Gov. Nelson A. Rockefeller’s vision for New York state had
a large cultural component. This certainly affected the
way the SUNY system was developed, but it was also a central
part of his effort to build a government center here in
the capital, Albany. The Empire State Plaza fulfills its
purpose as a place to carry out the state’s business, both
in the five skyscrapers that tower over the city and in
the warren of offices beneath the plaza level. But the ESP
is also a cultural center, with the New York State Museum
and Library, a rich collection of publicly-owned-and- displayed
art in the concourse, and the Egg, one of the most appealing
performing arts centers in the area.
Peter Lesser programs the Egg, but he got his start in the
North Country.
“I
was living up in the Adirondacks, in the village of Saranac
Lake, and at the time there was just no live music going
on,” he says. So he did something about it. He got involved
in subletting space from a local theater company.
“Local
musicians played for tips, my wife made the coffee and cupcakes
and I put up the posters. . . . Long story short, everyone
had a great time, and it just sort of grew and we started
[booking] some regional acts,” Lesser remembers. “It was
our own nonprofit, the Java Jive Coffeehouse.”

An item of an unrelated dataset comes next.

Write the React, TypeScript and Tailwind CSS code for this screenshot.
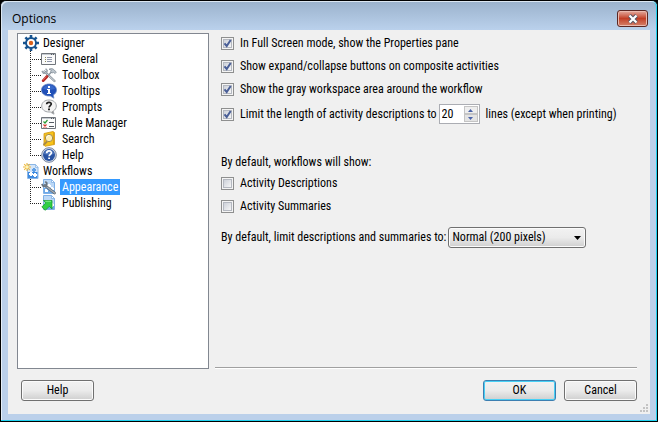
import { useState, type ReactNode } from "react";
import clsx from "clsx";

type Item = { id: string; label: string; icon: ReactNode };
type Group = { label: string; icon: ReactNode; items: Item[] };

function Icon({ children }: { children: ReactNode }) {
  return (
    <svg viewBox="0 0 16 16" className="size-4 shrink-0" aria-hidden="true">
      {children}
    </svg>
  );
}

function GearIcon() {
  return (
    <Icon>
      <g stroke="#17538f" strokeWidth="2.6">
        <path d="M8 0v16M0 8h16M2.4 2.4l11.2 11.2M13.6 2.4L2.4 13.6" />
      </g>
      <circle cx="8" cy="8" r="5" fill="#fff" stroke="#17538f" strokeWidth="1.9" />
      <circle cx="8" cy="8" r="2.2" fill="#d9601c" />
    </Icon>
  );
}

function GeneralIcon() {
  return (
    <Icon>
      <path d="M.5 2.5h14v11H.5z" fill="#fafafa" stroke="#70757b" />
      <path d="M1 3h13v1H1z" fill="#c5cad0" />
      <path d="M10 3h1v1h-1zM12 3h1v1h-1z" fill="#555b63" />
      <path d="M4 6.5h1M4 8.5h1M4 10.5h1" stroke="#8a8a58" />
      <path d="M6 6.5h5M6 8.5h5M6 10.5h5" stroke="#8f96aa" />
    </Icon>
  );
}

function ToolboxIcon() {
  return (
    <Icon>
      <path d="M3.5 4.5l10 9.5" stroke="#7d8791" strokeWidth="2.2" strokeLinecap="round" />
      <path d="M3.5 4.5l10 9.5" stroke="#e4e9ed" strokeWidth="1" strokeLinecap="round" />
      <path d="M1 4l1.5 2.2L5.3 6l.9-2.4L4.6 1.6" fill="none" stroke="#98a2ab" strokeWidth="1.5" />
      <path d="M6 9.5l4.5-4.5" stroke="#8d97a1" strokeWidth="1.6" />
      <path d="M2.2 13.6L6 9.5" stroke="#b82a26" strokeWidth="2.8" strokeLinecap="round" />
      <path d="M2.2 12.8l3-3.2" stroke="#ec7a70" strokeWidth=".8" />
      <path d="M8 2.2c2-1 3.8-.7 5.3.8l2 2.2-1.2 1.4-1.6-1.2-1.4.6-1.5-1.6.8-1z" fill="#bcc5cd" stroke="#7a858f" strokeWidth=".7" />
    </Icon>
  );
}

function TooltipsIcon() {
  return (
    <Icon>
      <path d="M8 1c4.3 0 7.5 2.5 7.5 6 0 2.2-1.2 4-3.2 5l.6 3.2L9.3 13H8C3.7 13 .5 10.5.5 7S3.7 1 8 1z" fill="#2050b8" stroke="#6d8cc4" strokeWidth=".8" />
      <path d="M2 6c.5-2.5 3-4 6-4s5.5 1.5 6 4c-3 1-9 1-12 0z" fill="#4d80da" opacity=".5" />
      <path d="M7 3h2v2H7zM6 6h3v4h1v1H6v-1h1V7H6z" fill="#fff" />
    </Icon>
  );
}

function PromptsIcon() {
  return (
    <Icon>
      <path d="M8 1c4.3 0 7.3 2.5 7.3 6 0 2.2-1.2 4-3.1 5l.8 3.2L9.3 13H8C3.7 13 .7 10.5.7 7S3.7 1 8 1z" fill="#f4f4f4" stroke="#a0a4a8" />
      <path d="M11.5 12l1 2.5-2-1.5z" fill="#777" />
      <path d="M5.7 5.3C5.7 2.8 10.3 2.7 10.3 5.1c0 1.5-2.2 1.6-2.2 3.4" fill="none" stroke="#222" strokeWidth="1.7" />
      <path d="M7 9.5h2v1.7H7z" fill="#222" />
    </Icon>
  );
}

function RulesIcon() {
  return (
    <Icon>
      <path d="M.5 2.5h14v11H.5z" fill="#fdfdfd" stroke="#70757b" />
      <path d="M1 3h13v1H1z" fill="#c5cad0" />
      <path d="M10 3h1v1h-1zM12 3h1v1h-1z" fill="#555b63" />
      <path d="M2.5 6.5L4 8l2.5-3" fill="none" stroke="#2c9a35" strokeWidth="1.2" />
      <path d="M2.5 9.5l3 3M5.5 9.5l-3 3" stroke="#d8382f" strokeWidth="1.2" />
      <path d="M8 7.5h5M8 11.5h5" stroke="#555b63" />
    </Icon>
  );
}

function SearchIcon() {
  return (
    <Icon>
      <path d="M3 2.5L12 .5l1.5 1v12L4 15.3l-1-1z" fill="#f8c419" stroke="#cf9511" strokeWidth=".8" />
      <path d="M12.5 1v12.5" stroke="#e0a410" />
      <path d="M6 10.5L3 13.5" stroke="#a98a44" strokeWidth="1.8" strokeLinecap="round" />
      <circle cx="8" cy="7" r="3.7" fill="#fdeeb4" stroke="#a58c4c" strokeWidth="1" />
      <path d="M5.8 6.5c.4-1.3 1.3-2 2.5-2" fill="none" stroke="#fff" />
    </Icon>
  );
}

function HelpIcon() {
  return (
    <Icon>
      <circle cx="8" cy="8" r="7.3" fill="#d5ddea" stroke="#77869f" />
      <circle cx="8" cy="8" r="6" fill="#2953a3" />
      <path d="M3 7c.4-2.7 2.5-4.3 5-4.3s4.6 1.6 5 4.3c-3 1-7 1-10 0z" fill="#6c91cf" opacity=".6" />
      <path d="M5.7 6.2c0-3 4.7-2.9 4.7-.4 0 1.7-2.3 1.6-2.3 3.4" fill="none" stroke="#fff" strokeWidth="1.7" />
      <path d="M7.2 10.4H9v1.7H7.2z" fill="#fff" />
    </Icon>
  );
}

// Blue page with small gears, shared by the child workflow icons
function WorkflowPage() {
  return (
    <>
      <path d="M2.5.5h8l3 3v11h-11z" fill="#bcd8f6" stroke="#7fb0e6" />
      <path d="M3 9h10v5H3z" fill="#6ba8e8" />
      <path d="M10.5.5v3h3z" fill="#fff" stroke="#7fb0e6" strokeWidth=".8" />
      <g fill="#fff">
        <path d="M7 5h2v1h1v2H9v1H7V8H6V6h1z" />
        <path d="M10 8h2v1h1v2h-1v1h-2v-1H9V9h1z" />
        <path d="M4 10h2v1h1v2H4z" />
      </g>
    </>
  );
}

function WorkflowsIcon() {
  return (
    <Icon>
      <path d="M4.5 1.5h8l2.5 3v11H4.5z" fill="#d3e5f9" stroke="#8bb6e6" />
      <path d="M5 9h9.5v6H5z" fill="#3f8be0" />
      <path d="M12.5 1.5v3H15z" fill="#fff" stroke="#8bb6e6" strokeWidth=".8" />
      <path d="M10 5h2v1h1v2h-1v1h-2V8H9V6h1z" fill="#5e9fe6" />
      <path d="M7 9h2v1h1v2H9v1H7v-1H6v-2h1zM11 10h2v1h1v2h-1v1h-2v-1h-1v-2h1z" fill="#fff" />
      <path d="M4 0v8M0 4h8M1.2 1.2l5.6 5.6M6.8 1.2L1.2 6.8" stroke="#edb63a" strokeWidth="1.1" />
      <circle cx="4" cy="4" r="1.7" fill="#fff4b5" />
    </Icon>
  );
}

function AppearanceIcon() {
  return (
    <Icon>
      <WorkflowPage />
      <path d="M4 6.5l9.5 7.5" stroke="#59636d" strokeWidth="2.8" strokeLinecap="round" />
      <path d="M4 6.5l9.5 7.5" stroke="#a4adb5" strokeWidth="1.4" strokeLinecap="round" />
      <path d="M.8 5L2.3 7.3l3-.4.5-2.8L4.3 2.5" fill="none" stroke="#69737d" strokeWidth="1.8" />
    </Icon>
  );
}

function PublishingIcon() {
  return (
    <Icon>
      <WorkflowPage />
      <path d="M2.5 5.5H11V14l-2.7-2.7-4 4L.8 12l4-4z" fill="#2fcf45" stroke="#199a30" strokeWidth=".8" />
      <path d="M4.3 6.3h5.8" stroke="#98ee9f" strokeWidth=".8" />
    </Icon>
  );
}

const GROUPS: Group[] = [
  {
    label: "Designer",
    icon: <GearIcon />,
    items: [
      { id: "general", label: "General", icon: <GeneralIcon /> },
      { id: "toolbox", label: "Toolbox", icon: <ToolboxIcon /> },
      { id: "tooltips", label: "Tooltips", icon: <TooltipsIcon /> },
      { id: "prompts", label: "Prompts", icon: <PromptsIcon /> },
      { id: "rules", label: "Rule Manager", icon: <RulesIcon /> },
      { id: "search", label: "Search", icon: <SearchIcon /> },
      { id: "help", label: "Help", icon: <HelpIcon /> },
    ],
  },
  {
    label: "Workflows",
    icon: <WorkflowsIcon />,
    items: [
      { id: "appearance", label: "Appearance", icon: <AppearanceIcon /> },
      { id: "publishing", label: "Publishing", icon: <PublishingIcon /> },
    ],
  },
];

function Branch({ last }: { last: boolean }) {
  return (
    <svg width="11" height="16" className="shrink-0" shapeRendering="crispEdges" aria-hidden="true">
      <path d={last ? "M.5 0v9" : "M.5 0v16"} stroke="#222" strokeDasharray="1 1" />
      <path d="M0 8.5h11" stroke="#222" strokeDasharray="1 1" />
    </svg>
  );
}

function OptionsTree({ selected, onSelect }: { selected: string; onSelect: (id: string) => void }) {
  return (
    <nav className="w-48 shrink-0 border border-[#828790] bg-white pt-px leading-4">
      <ul>
        {GROUPS.map((group) => (
          <li key={group.label}>
            <div className="flex h-4 items-center gap-0.5 pl-[5px]">
              {group.icon}
              <span className="px-0.5">{group.label}</span>
            </div>
            <ul>
              {group.items.map((item, i) => (
                <li key={item.id} className="flex h-4 items-center pl-3">
                  <Branch last={i === group.items.length - 1} />
                  <button type="button" onClick={() => onSelect(item.id)} className="flex items-center gap-[3px]">
                    {item.icon}
                    <span className={clsx("px-0.5", selected === item.id && "bg-[#3399ff] text-white")}>
                      {item.label}
                    </span>
                  </button>
                </li>
              ))}
            </ul>
          </li>
        ))}
      </ul>
    </nav>
  );
}

function CheckOption({ label, defaultChecked }: { label: string; defaultChecked?: boolean }) {
  return (
    <label className="flex items-center gap-1.5">
      <span className="grid size-[13px] shrink-0 place-items-center border border-[#8e8f8f] bg-[#f4f4f4]">
        <input
          type="checkbox"
          defaultChecked={defaultChecked}
          className="peer col-start-1 row-start-1 size-[9px] appearance-none border border-[#b4b8c0] bg-linear-to-br from-[#cdd1d9] to-[#f6f6f6]"
        />
        <svg viewBox="0 0 9 9" className="pointer-events-none invisible col-start-1 row-start-1 size-[9px] peer-checked:visible">
          <path d="M1.5 4.3L3.7 7 7.7 1" fill="none" stroke="#4a5f97" strokeWidth="2" />
        </svg>
      </span>
      {label}
    </label>
  );
}

function PushButton({ label, primary }: { label: string; primary?: boolean }) {
  return (
    <button
      type="button"
      className={clsx(
        "h-[21px] w-[73px] rounded-[3px] border bg-linear-to-b from-[#f2f2f2] from-0% via-[#ebebeb] via-50% to-[#cfcfcf] to-100%",
        primary
          ? "border-[#3c7fb1] shadow-[inset_0_0_0_1px_#48d0f5]"
          : "border-[#707070] shadow-[inset_0_0_0_1px_#fbfbfb]"
      )}
    >
      {label}
    </button>
  );
}

function LineCount() {
  const [lines, setLines] = useState(20);

  return (
    <span className="flex h-5 w-[41px] border border-[#abadb3] bg-white p-px">
      <input
        type="text"
        aria-label="Number of lines"
        value={lines}
        onChange={(e) => setLines(Number(e.target.value) || 0)}
        className="w-0 min-w-0 flex-1 pl-px outline-none"
      />
      <span className="flex w-3.5 flex-col">
        <button
          type="button"
          aria-label="More lines"
          onClick={() => setLines(lines + 1)}
          className="grid flex-1 place-items-center border border-[#c4c4c4] bg-[#eeeeee]"
        >
          <svg width="5" height="3"><path d="M0 3L2.5 0 5 3z" fill="#4a63a8" /></svg>
        </button>
        <button
          type="button"
          aria-label="Fewer lines"
          onClick={() => setLines(Math.max(0, lines - 1))}
          className="grid flex-1 place-items-center border border-[#c4c4c4] bg-[#e4e4e4]"
        >
          <svg width="5" height="3"><path d="M0 0h5L2.5 3z" fill="#4a63a8" /></svg>
        </button>
      </span>
    </span>
  );
}

function AppearancePage() {
  return (
    <section className="mb-px flex min-w-0 flex-1 flex-col border-b border-[#a0a0a0] pl-1.5 pt-1 shadow-[0_1px_0_#fff]">
      <div className="flex flex-col gap-2.5">
        <CheckOption label="In Full Screen mode, show the Properties pane" defaultChecked />
        <CheckOption label="Show expand/collapse buttons on composite activities" defaultChecked />
        <CheckOption label="Show the gray workspace area around the workflow" defaultChecked />
      </div>
      <div className="mt-2 flex items-center">
        <CheckOption label="Limit the length of activity descriptions to" defaultChecked />
        <span className="ml-0.5 mr-1.5"><LineCount /></span>
        lines (except when printing)
      </div>

      <p className="mt-8">By default, workflows will show:</p>
      <div className="mt-2 flex flex-col gap-2.5">
        <CheckOption label="Activity Descriptions" />
        <CheckOption label="Activity Summaries" />
      </div>

      <div className="mt-3.5 flex items-center gap-0.5">
        <label htmlFor="limit">By default, limit descriptions and summaries to:</label>
        <span className="grid items-center">
          <select
            id="limit"
            defaultValue="normal"
            className="col-start-1 row-start-1 h-[21px] w-[138px] appearance-none rounded-[3px] border border-[#707070] bg-linear-to-b from-[#f2f2f2] via-[#ebebeb] via-50% to-[#cfcfcf] pl-[3px] shadow-[inset_0_0_0_1px_#fbfbfb]"
          >
            <option value="small">Small (100 pixels)</option>
            <option value="normal">Normal (200 pixels)</option>
            <option value="large">Large (400 pixels)</option>
          </select>
          <svg width="7" height="4" className="pointer-events-none col-start-1 row-start-1 mr-[5px] justify-self-end">
            <path d="M0 0h7L3.5 4z" fill="#000" />
          </svg>
        </span>
      </div>
    </section>
  );
}

function App() {
  const [selected, setSelected] = useState("appearance");

  return (
    <div className="flex min-h-screen flex-col bg-black font-['Roboto_Condensed',Roboto,sans-serif] text-xs leading-[13px] text-black">
      <div className="flex flex-1 flex-col rounded-t-md border border-black bg-[#bbd0ea] shadow-[inset_-1px_-1px_0_#1fd2f0,inset_1px_1px_0_#e6eff8]">
        <header className="flex h-[29px] items-center justify-between rounded-t-md bg-linear-to-b from-[#9bb2cc] to-[#bad1ec] pl-[11px] pr-[9px] pt-1.5 shadow-[inset_1px_1px_0_#dce7f2,inset_-1px_0_0_#1fd2f0]">
          <h1 className="font-['Open_Sans',sans-serif] text-xs leading-4">Options</h1>
          <button
            type="button"
            aria-label="Close"
            className="grid h-[17px] w-[31px] place-items-center rounded-[3px] border border-[#5b2723] bg-linear-to-b from-[#e2aa9f] from-0% via-[#c23e25] via-50% to-[#d4806a] to-100% shadow-[inset_0_0_0_1px_#eab9ae]"
          >
            <svg width="12" height="10" viewBox="0 0 12 10">
              <path d="M2.5 1.5l7 7M9.5 1.5l-7 7" stroke="#535666" strokeWidth="4" />
              <path d="M2.5 1.5l7 7M9.5 1.5l-7 7" stroke="#fff" strokeWidth="2.2" />
            </svg>
          </button>
        </header>

        <main className="mx-[7px] mb-[7px] flex flex-1 flex-col bg-[#f0f0f0] pl-[9px] pr-[13px] pt-[3px]">
          <div className="flex flex-1 gap-1.5">
            <OptionsTree selected={selected} onSelect={setSelected} />
            <AppearancePage />
          </div>
          <footer className="flex gap-2 pb-[13px] pl-1 pt-[11px]">
            <PushButton label="Help" />
            <span className="flex-1" />
            <PushButton label="OK" primary />
            <PushButton label="Cancel" />
          </footer>
        </main>
      </div>

      <svg width="9" height="9" className="pointer-events-none absolute bottom-[9px] right-[9px]" shapeRendering="crispEdges" aria-hidden="true">
        <path d="M6 0h2v2H6zM3 3h2v2H3zM6 3h2v2H6zM0 6h2v2H0zM3 6h2v2H3zM6 6h2v2H6z" fill="#c3c3c3" />
      </svg>
    </div>
  );
}

export default App;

Eventually, Lesser got involved in putting on outdoor concerts,
which gave him the “bug” for the business. There were sporting
events, winter carnivals and concerts, all over a five-year
period. Then, he says, “I just happened upon an ad for the
job of managing director of the Troy Savings Bank Music
Hall.”
He was hired. Lesser’s success there led to his being recruited
to become the executive director at the Egg.
“My
primary responsibility is programming, which really drives
everything else we do here. . . . I was hired to increase
the amount and depth and quality of the programming,” he
says. He succeeded.
His job also includes community outreach, and putting on
shows for schools. There’s also been a little bit of fundraising
on the side. “But now,” Lesser says, alluding to the state’s
fiscal problems, “there will be a little more fundraising
on the side.”
The great artists Lesser has helped bring to the Egg have
included Laurie Anderson, Savion Glover, Kris Kristofferson,
Mark Morris and Philip Glass. We hope he’ll continue to
bring luster to the capital of New York, just as Rocky envisioned.